- _Exercise description_
From the entries below, gather each line containing the word "this".

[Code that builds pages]
··········

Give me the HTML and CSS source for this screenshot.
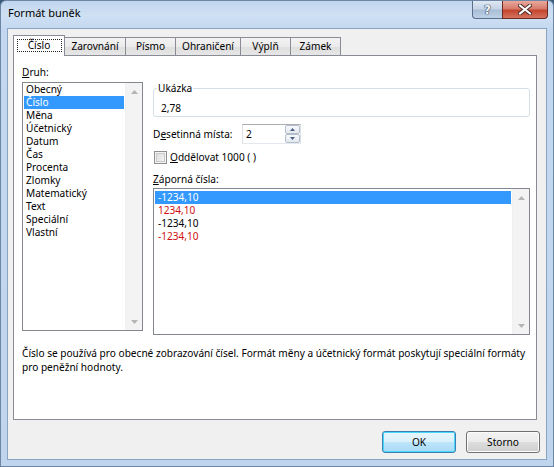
FILE: index.html
```html
<!DOCTYPE html>
<html lang="cs">
<head>
<meta charset="utf-8">
<title>Formát buněk</title>
<link rel="stylesheet" href="styles.css">
</head>
<body>
<div class="window">
  <div class="titlebar">
    <span class="title">Formát buněk</span>
    <div class="caption-btns">
      <div class="cbtn help"><span class="qmark">?</span></div>
      <div class="cbtn close">
        <svg width="14" height="11" viewBox="0 0 14 11"><path d="M2 1.5 L12 9.5 M12 1.5 L2 9.5" stroke="#4a2a2a" stroke-width="4" stroke-linecap="square"/><path d="M2 1.5 L12 9.5 M12 1.5 L2 9.5" stroke="#ffffff" stroke-width="2" stroke-linecap="square"/></svg>
      </div>
    </div>
  </div>
  <div class="client">
    <div class="tabs">
      <div class="tab active"><span class="focus">Číslo</span></div>
      <div class="tab w61">Zarovnání</div>
      <div class="tab w50">Písmo</div>
      <div class="tab w65">Ohraničení</div>
      <div class="tab w50">Výplň</div>
      <div class="tab w50">Zámek</div>
    </div>
    <div class="panel">
      <div class="cols">
        <div class="left">
          <div class="label"><u>D</u>ruh:</div>
          <div class="listbox cat">
            <ul class="items">
              <li>Obecný</li>
              <li class="sel">Číslo</li>
              <li>Měna</li>
              <li>Účetnický</li>
              <li>Datum</li>
              <li>Čas</li>
              <li>Procenta</li>
              <li>Zlomky</li>
              <li>Matematický</li>
              <li>Text</li>
              <li>Speciální</li>
              <li>Vlastní</li>
            </ul>
            <div class="vscroll">
              <span class="arr"><svg width="7" height="4" viewBox="0 0 7 4"><path d="M0 4 L3.5 0 L7 4 Z" fill="#b4b4b4"/></svg></span>
              <span class="arr"><svg width="7" height="4" viewBox="0 0 7 4"><path d="M0 0 L3.5 4 L7 0 Z" fill="#b4b4b4"/></svg></span>
            </div>
          </div>
        </div>
        <div class="right">
          <fieldset class="sample">
            <legend>Ukázka</legend>
            <div class="sample-val">2,78</div>
          </fieldset>
          <div class="spin-row">
            <span class="spin-label">D<u>e</u>setinná místa:</span>
            <div class="spin">
              <span class="spin-val">2</span>
              <div class="spin-btns">
                <span class="sb"><svg width="5" height="3" viewBox="0 0 5 3"><path d="M0 3 L2.5 0 L5 3 Z" fill="#4d6185"/></svg></span>
                <span class="sb"><svg width="5" height="3" viewBox="0 0 5 3"><path d="M0 0 L2.5 3 L5 0 Z" fill="#4d6185"/></svg></span>
              </div>
            </div>
          </div>
          <div class="check-row">
            <span class="checkbox"></span>
            <span><u>O</u>ddělovat 1000 ( )</span>
          </div>
          <div class="label neg-label"><u>Z</u>áporná čísla:</div>
          <div class="listbox neg">
            <ul class="items">
              <li class="sel">-1234,10</li>
              <li class="red">1234,10</li>
              <li>-1234,10</li>
              <li class="red">-1234,10</li>
            </ul>
            <div class="vscroll">
              <span class="arr"><svg width="7" height="4" viewBox="0 0 7 4"><path d="M0 4 L3.5 0 L7 4 Z" fill="#b4b4b4"/></svg></span>
              <span class="arr"><svg width="7" height="4" viewBox="0 0 7 4"><path d="M0 0 L3.5 4 L7 0 Z" fill="#b4b4b4"/></svg></span>
            </div>
          </div>
        </div>
      </div>
      <p class="desc">Číslo se používá pro obecné zobrazování čísel. Formát měny a účetnický formát poskytují speciální formáty<br>pro peněžní hodnoty.</p>
    </div>
    <div class="buttons">
      <button class="btn default">OK</button>
      <button class="btn">Storno</button>
    </div>
  </div>
</div>
</body>
</html>
```
FILE: styles.css
```css
* { box-sizing: border-box; }
html, body { margin: 0; padding: 0; }
body {
  width: 554px;
  height: 467px;
  overflow: hidden;
  background: #3a5a7a;
  font-family: "Noto Sans", sans-serif;
  font-size: 10.1px;
  color: #000;
}
.window {
  width: 554px;
  height: 467px;
  border: 1px solid #6d86a6;
  border-radius: 6px 6px 0 0;
  background: linear-gradient(180deg, #c0d6ef 0px, #cfe0f3 14px, #c3d8f0 28px, #bfd5ee 100%);
  display: flex;
  flex-direction: column;
}
.titlebar {
  height: 27px;
  display: flex;
  align-items: flex-start;
  padding-left: 7px;
}
.title {
  font-size: 11px;
  line-height: 14px;
  margin-top: 5px;
  color: #000;
}
.caption-btns {
  margin-left: auto;
  margin-right: 5px;
  display: flex;
}
.cbtn {
  height: 18px;
  border: 1px solid #5a6f8c;
  border-top: none;
  display: flex;
  align-items: center;
  justify-content: center;
}
.help {
  width: 30px;
  border-radius: 0 0 0 4px;
  border-right: none;
  background: linear-gradient(180deg, #dfe8f3 0%, #c6d4e6 45%, #a9bdd6 55%, #bcd0e6 100%);
}
.qmark {
  font-family: "DejaVu Sans", sans-serif;
  font-size: 12px;
  font-weight: bold;
  line-height: 12px;
  color: #f4f7fb;
  text-shadow: 0 0 1px #2c3e58, 0 0 1px #2c3e58, 0 0 1px #2c3e58;
}
.close {
  width: 46px;
  border-radius: 0 0 4px 0;
  border-color: #6e2a22;
  background: linear-gradient(180deg, #e9a99c 0%, #d67c6c 45%, #c4452f 55%, #d5745f 100%);
}
.close svg { display: block; }
.client {
  margin: 0 6px 0 6px;
  height: 432px;
  border: 1px solid #8aa3c2;
  background: #f0f0f0;
  display: flex;
  flex-direction: column;
}
.tabs {
  display: flex;
  align-items: flex-end;
  margin-left: 5px;
  margin-top: 6px;
  height: 20px;
  position: relative;
  z-index: 1;
}
.tab {
  height: 18px;
  border: 1px solid #898c95;
  border-bottom: none;
  border-left: none;
  background: linear-gradient(180deg, #f3f3f3 0%, #ebebeb 50%, #dedede 51%, #e6e6e6 100%);
  display: flex;
  align-items: center;
  justify-content: center;
  line-height: 14px;
  padding-bottom: 1px;
}
.tab.active {
  width: 52px;
  height: 21px;
  margin-bottom: -1px;
  background: #fff;
  border-left: 1px solid #898c95;
  padding-bottom: 2px;
}
.focus {
  border: 1px dotted #222;
  width: 45px;
  height: 13px;
  display: flex;
  align-items: center;
  justify-content: center;
  line-height: 12px;
}
.w61 { width: 61px; }
.w50 { width: 50px; }
.w65 { width: 65px; }
.panel {
  margin-left: 5px;
  width: 524px;
  height: 365px;
  border: 1px solid #898c95;
  background: #fff;
  padding: 9px 6px 0 8px;
}
.cols {
  display: flex;
  align-items: flex-start;
  gap: 10px;
}
.left { width: 121px; }
.right { width: 377px; }
.label {
  line-height: 14px;
  height: 14px;
  white-space: nowrap;
}
.listbox {
  border: 1px solid #828790;
  display: flex;
  background: #fff;
}
.listbox.cat {
  margin-top: 3px;
  height: 249px;
}
.items {
  list-style: none;
  margin: 0;
  padding: 0;
  flex: 1;
}
.items li {
  height: 13px;
  line-height: 13px;
  padding-left: 2px;
  margin: 0 1px;
  white-space: nowrap;
}
.items li.sel {
  background: #3399ff;
  color: #fff;
}
.items li.red { color: #d01010; }
.vscroll {
  width: 17px;
  background: #f3f3f3;
  border-left: 1px solid #f0f0f0;
  display: flex;
  flex-direction: column;
  justify-content: space-between;
}
.arr {
  height: 17px;
  display: flex;
  align-items: center;
  justify-content: center;
}
.arr svg { display: block; }
.sample {
  margin: 16px 0 0 0;
  padding: 0 0 0 7px;
  border: 1px solid #d5dfe5;
  border-radius: 3px;
  height: 36px;
  min-width: 0;
}
.sample legend {
  padding: 0 1px;
  margin-left: -4px;
  line-height: 14px;
}
.sample-val {
  margin-top: 6px;
  line-height: 14px;
}
.spin-row {
  display: flex;
  align-items: center;
  height: 20px;
  margin-top: 7px;
}
.spin-label {
  width: 89px;
  white-space: nowrap;
}
.spin {
  width: 59px;
  height: 20px;
  border: 1px solid #abadb3;
  border-left-color: #dbdfe6;
  border-right-color: #dbdfe6;
  border-bottom-color: #e3e9ef;
  display: flex;
  align-items: center;
  justify-content: space-between;
  padding-left: 3px;
  background: #fff;
}
.spin-btns {
  display: flex;
  flex-direction: column;
  width: 15px;
  height: 18px;
  gap: 0;
}
.sb {
  flex: 1;
  border: 1px solid #b5bfcc;
  border-radius: 2px;
  background: linear-gradient(180deg, #f7f9fb 0%, #e3e8ef 100%);
  display: flex;
  align-items: center;
  justify-content: center;
}
.sb svg { display: block; }
.check-row {
  display: flex;
  align-items: center;
  height: 13px;
  margin-top: 7px;
  padding-left: 1px;
  gap: 3px;
  line-height: 13px;
}
.checkbox {
  width: 13px;
  height: 13px;
  border: 1px solid #8e8f8f;
  background: linear-gradient(135deg, #dcdcdc 0%, #f4f4f4 100%);
  box-shadow: inset 0 0 0 1px #f4f4f4, inset 0 0 0 2px #c9c9c9;
}
.neg-label { margin-top: 8px; }
.listbox.neg {
  margin-top: 2px;
  height: 147px;
}
.listbox.neg .items { padding-top: 2px; }
.listbox.neg .items li { padding-left: 3px; }
.desc {
  margin: 11px 0 0 0;
  line-height: 14px;
  white-space: nowrap;
}
.buttons {
  display: flex;
  justify-content: flex-end;
  gap: 10px;
  margin-top: 11px;
  margin-right: 6px;
}
.btn {
  width: 74px;
  height: 22px;
  border: 1px solid #707070;
  border-radius: 3px;
  font-family: "Noto Sans", sans-serif;
  font-size: 10.1px;
  color: #000;
  padding: 0;
  background: linear-gradient(180deg, #f2f2f2 0%, #ebebeb 50%, #dddddd 51%, #cfcfcf 100%);
  box-shadow: inset 0 0 0 1px #fcfcfc;
}
.btn.default {
  border-color: #3c7fb1;
  background: linear-gradient(180deg, #eaf6fd 0%, #d9f0fc 50%, #bee6fd 51%, #a7d9f5 100%);
  box-shadow: inset 0 0 0 1px #48d8fb;
}
```
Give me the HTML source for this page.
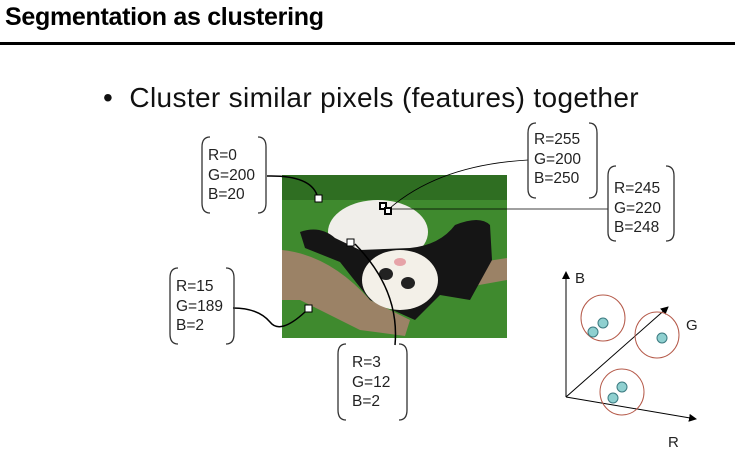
<!DOCTYPE html>
<html><head><style>
body{margin:0;width:735px;height:457px;background:#fff;overflow:hidden;position:relative;font-family:"Liberation Sans",sans-serif}
.t{position:absolute;left:5px;top:3px;font-size:25px;font-weight:bold;color:#000;letter-spacing:-0.3px}
.hr{position:absolute;left:0;top:42px;width:735px;height:3px;background:#000}
.b{position:absolute;left:103px;top:82px;font-size:28px;color:#111;letter-spacing:0.35px}
.lbl{position:absolute;font-size:15.5px;line-height:19.5px;color:#222}
</style></head><body>
<div class="t">Segmentation as clustering</div>
<div class="hr"></div>
<div class="b">•&nbsp; Cluster similar pixels (features) together</div>
<svg width="735" height="457" style="position:absolute;left:0;top:0">
<defs><marker id="a" markerWidth="8" markerHeight="8" refX="7" refY="4" orient="auto"><path d="M0,0L8,4L0,8z" fill="#000"/></marker></defs>
<rect x="282" y="175" width="225" height="163" fill="#3f8a2e"/>
<rect x="282" y="175" width="225" height="25" fill="#2f6e22"/>
<path d="M282,250 Q330,255 370,300 L410,320 L405,336 L360,330 L300,300 L282,300z" fill="#9b8266"/>
<path d="M430,270 L507,258 L507,280 L440,292z" fill="#9b8266"/>
<ellipse cx="378" cy="232" rx="50" ry="32" fill="#f0eeea"/>
<path d="M300,232 Q320,225 335,238 L360,250 L410,248 Q440,245 455,225 Q480,215 490,225 L492,260 L470,300 L440,295 L415,320 L370,300 L340,262 L305,248z" fill="#151515"/>
<ellipse cx="400" cy="280" rx="38" ry="30" fill="#f3f0e8"/>
<ellipse cx="386" cy="274" rx="7" ry="6" fill="#222"/><ellipse cx="408" cy="283" rx="7" ry="6" fill="#222"/>
<ellipse cx="400" cy="262" rx="6" ry="4" fill="#e6a3a8"/>
<g fill="#fff" stroke="#000" stroke-width="1">
<rect x="315" y="195" width="7" height="7"/><rect x="347" y="239" width="7" height="7"/><rect x="305" y="305" width="7" height="7"/>
<rect x="380" y="203" width="6" height="6" stroke-width="2"/><rect x="385" y="208" width="6" height="6" stroke-width="2"/>
</g>
<g fill="none" stroke="#000">
<path d="M267,176 Q310,175 317,195" stroke-width="1.5"/>
<path d="M233,308 Q258,308 270,322 Q280,335 305,312" stroke-width="1.5"/>
<path d="M395,345 Q400,290 355,244" stroke-width="1.5"/>
<path d="M528,160 Q440,165 390,208" stroke-width="0.8"/>
<path d="M608,209 L390,209" stroke-width="0.8"/>
</g>
<g fill="none" stroke="#333" stroke-width="1.3">
<path d="M210,137 Q202,137 202,147 V203 Q202,213 210,213"/><path d="M258,137 Q266,137 266,147 V203 Q266,213 258,213"/>
<path d="M178,268 Q170,268 170,278 V334 Q170,344 178,344"/><path d="M226,268 Q234,268 234,278 V334 Q234,344 226,344"/>
<path d="M346,344 Q338,344 338,354 V410 Q338,420 346,420"/><path d="M399,344 Q407,344 407,354 V410 Q407,420 399,420"/>
<path d="M536,123 Q528,123 528,133 V189 Q528,198 536,198"/><path d="M589,123 Q597,123 597,133 V189 Q597,198 589,198"/>
<path d="M616,166 Q608,166 608,176 V232 Q608,241 616,241"/><path d="M666,166 Q674,166 674,176 V232 Q674,241 666,241"/>
</g>
<g stroke="#000" stroke-width="1" fill="none">
<path d="M566,397 V272" marker-end="url(#a)"/>
<path d="M566,397 L696,419" marker-end="url(#a)"/>
<path d="M566,397 L668,307" marker-end="url(#a)"/>
</g>
<g fill="none" stroke="#b55a4a" stroke-width="1">
<ellipse cx="603" cy="318" rx="22" ry="23"/><ellipse cx="657" cy="335" rx="22" ry="23"/><ellipse cx="622" cy="392" rx="22" ry="23"/>
</g>
<g fill="#8fd0d0" stroke="#3c7a80" stroke-width="1">
<circle cx="593" cy="332" r="5"/><circle cx="603" cy="323" r="5"/><circle cx="662" cy="338" r="5"/>
<circle cx="613" cy="398" r="5"/><circle cx="622" cy="387" r="5"/>
</g>
<text x="575" y="283" font-size="15" fill="#222" font-family="Liberation Sans">B</text>
<text x="686" y="330" font-size="15" fill="#222" font-family="Liberation Sans">G</text>
<text x="668" y="447" font-size="15" fill="#222" font-family="Liberation Sans">R</text>
</svg>
<div class="lbl" style="left:208px;top:146px">R=0<br>G=200<br>B=20</div>
<div class="lbl" style="left:176px;top:277px">R=15<br>G=189<br>B=2</div>
<div class="lbl" style="left:352px;top:353px">R=3<br>G=12<br>B=2</div>
<div class="lbl" style="left:534px;top:130px">R=255<br>G=200<br>B=250</div>
<div class="lbl" style="left:614px;top:179px">R=245<br>G=220<br>B=248</div>
</body></html>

··········

- _Answer to the exercise_
Give me the HTML and CSS source for this screenshot.
Give me the HTML source for this page.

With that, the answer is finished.